Medical miracle! Sexagenarian cheats death even after being shot in the neck

Govindappa’s miraculous escape from a bullet injury may well be a medical marvel.

Published: 18th August 2016 03:36 AM  |   Last Updated: 18th August 2016 11:40 AM   |  A+A-

BENGALURU: Sixty-eight-year-old Govindappa, who was accidentally shot by a two-and-a-half-year old toddler on Monday, is recovering well at Sparsh Hospital in Yeshwanthpur. The tale of his escape from death is nothing short of a miracle.

The incident happened at the residence of former BJP corporator K Muniraju at Chokkasandra in Peenya on Monday.

Capture.JPGGovindappa was immediately rushed to Premier Sanjeevini Hospital in Chokkasandra, Peenya. Later, he was brought to Sparsh Hospital.
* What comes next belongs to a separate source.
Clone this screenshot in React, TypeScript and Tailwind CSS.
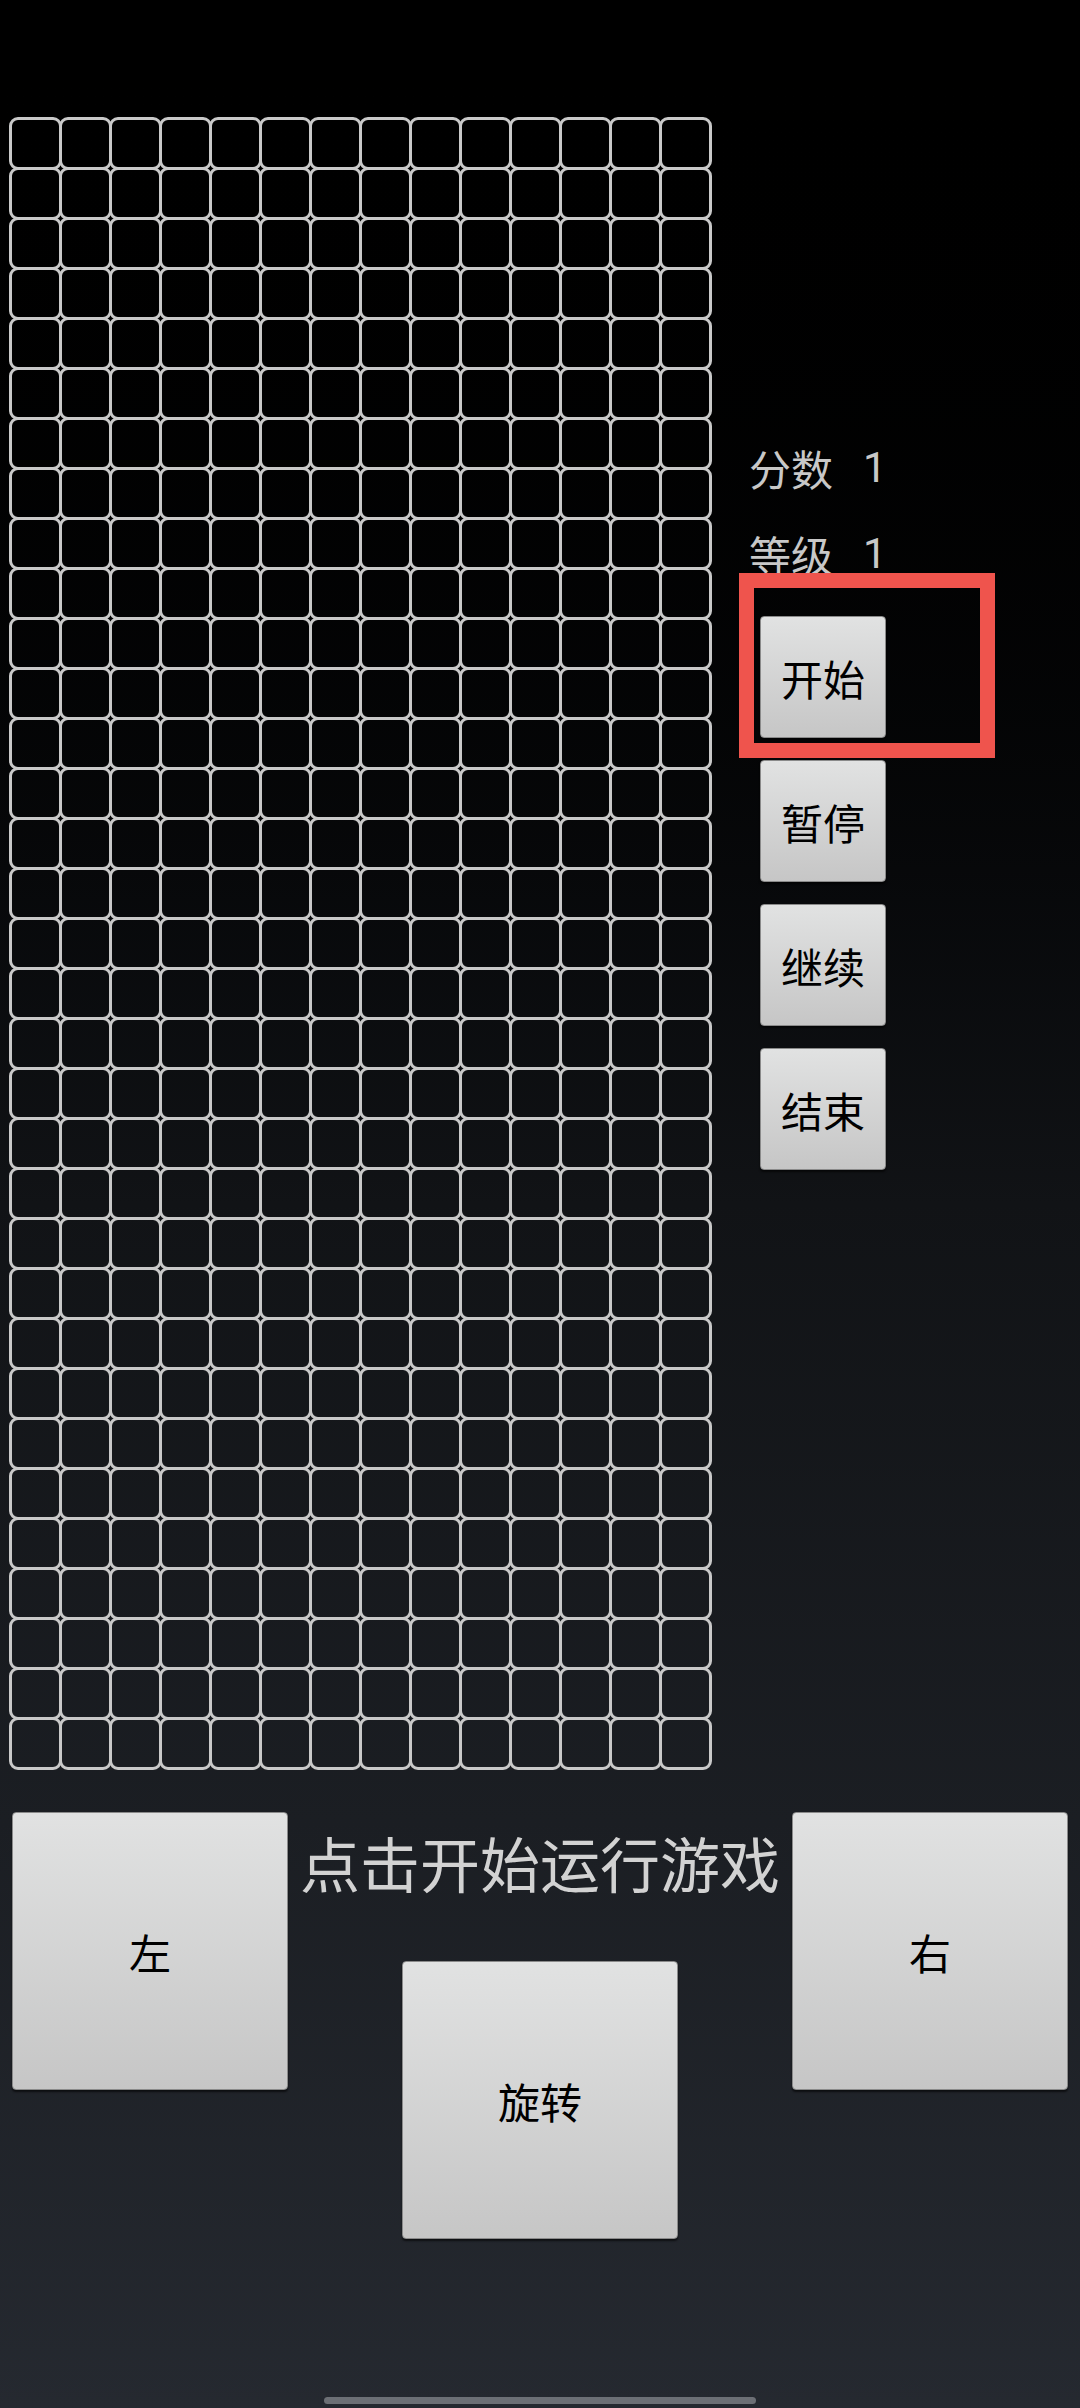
import React from "react";

const COLS = 14;
const ROWS = 33;

const font = { fontFamily: '"Noto Sans CJK SC", Roboto, sans-serif' };

function GameButton({ label, size }: { label: string; size: "small" | "big" }) {
  const dims = size === "small" ? "w-[126px] h-[122px]" : "w-[276px] h-[278px]";
  return (
    <button
      className={`${dims} flex items-center justify-center rounded-[4px] bg-gradient-to-b from-[#e1e2e2] to-[#c6c6c6] text-[42px] text-black border border-[#8a8a8a] shadow-[0_2px_2px_rgba(0,0,0,0.6)]`}
    >
      {label}
    </button>
  );
}

export default function App() {
  const cells = Array.from({ length: COLS * ROWS });

  return (
    <div
      className="relative w-[1080px] h-[2408px] overflow-hidden bg-gradient-to-b from-[#000000] via-[#111316] to-[#252930]"
      style={font}
    >
      {/* Top: board + side panel */}
      <div className="flex">
        <div className="pl-[10px] pt-[118px]">
          <div className="grid grid-cols-[repeat(14,50px)] grid-rows-[repeat(33,50px)]">
            {cells.map((_, i) => (
              <div
                key={i}
                className="w-[53px] h-[53px] -m-[1.5px] border-[3px] border-[#c9c9c9] rounded-[9px]"
              />
            ))}
          </div>
        </div>

        <div className="ml-[39px] pt-[440px] flex flex-col text-[#c8c8c8] text-[42px]">
          <div className="flex leading-[56px]">
            <span>分数</span>
            <span className="ml-[30px]" style={{ fontFamily: "Roboto, sans-serif" }}>1</span>
          </div>
          <div className="flex leading-[56px] mt-[30px]">
            <span>等级</span>
            <span className="ml-[30px]" style={{ fontFamily: "Roboto, sans-serif" }}>1</span>
          </div>
          <div className="mt-[34px] ml-[11px] flex flex-col gap-[22px]">
            <GameButton label="开始" size="small" />
            <GameButton label="暂停" size="small" />
            <GameButton label="继续" size="small" />
            <GameButton label="结束" size="small" />
          </div>
        </div>
      </div>

      {/* Bottom controls */}
      <div className="flex mt-[44px] px-[12px]">
        <GameButton label="左" size="big" />
        <div className="flex-1 flex flex-col items-center">
          <div className="mt-[15px] text-[60px] leading-[70px] text-[#d2d2d2] whitespace-nowrap">
            点击开始运行游戏
          </div>
          <div className="mt-[64px]">
            <GameButton label="旋转" size="big" />
          </div>
        </div>
        <GameButton label="右" size="big" />
      </div>

      {/* highlight annotation */}
      <div className="absolute left-[739px] top-[573px] w-[256px] h-[185px] border-[15px] border-[#ef544d]" />

      {/* home indicator */}
      <div className="absolute left-[324px] top-[2397px] w-[432px] h-[7px] rounded-full bg-[#6c6f75]" />
    </div>
  );
}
By the time he reached Sparsh, it was more than an hour since he was shot.

Usually, anyone with such grievous injury would bleed to death. But, surprisingly, there wasn’t much bleeding in Govindappa’s case, said the doctors who treated him at Sparsh Hospital.

Dr Ravikiran S J, consultant general surgeon at Sparsh and one of the surgeons who operated on Govindappa, said, “The bullet entered above the sternum (breastbone) and exited from the back of the neck. Since there was a leak in the trachea (windpipe), and the air was escaping from the hole, that was plugged first. There was no remnant of the bullet. No major vessels were damaged. The windpipe is packed with crucial vessels and nerves. In the worst case, the bullet could have hit the carotid vessels (that supplies oxegenated blood to the head and neck). But, they weren’t damaged. Even the spinal cord wasn’t damaged.”

“Also, he could have been quadriplegic (paralysed), but had a narrow escape,” he added.

Govindappa was conscious and responsive when he was brought to the hospital. Post surgery, till Tuesday, he was intubated. Now, he can talk and eat normally, the doctors added.

However, all is not well. His brachial plexus has been injured. The brachial plexus is a network of nerves that sends signals from spine to shoulder, arm and hand. A brachial plexus injury occurs when these nerves are stretched,compressed or torn from the spinal cord.

At the moment, the patient cannot lift his hand or flex his elbow, which the doctors hope he will be able to in the next four to six weeks.

Dr Bharath S P, consultant cosmetic and plastic surgeon, who also operated on Govindappa, said, “A few nerves on the upper part of his brachial plexus have been injured. Praxia (performance of movements) is affected. It should heal with time or we will have to perform more surgeries.” “He can be discharged in two days. Also, he can be treated as an outpatient. He will definitely need physiotherapy,” the surgeon added.

The other surgeons who operated on Govindappa include Sreedhara V and Ravi Kiran.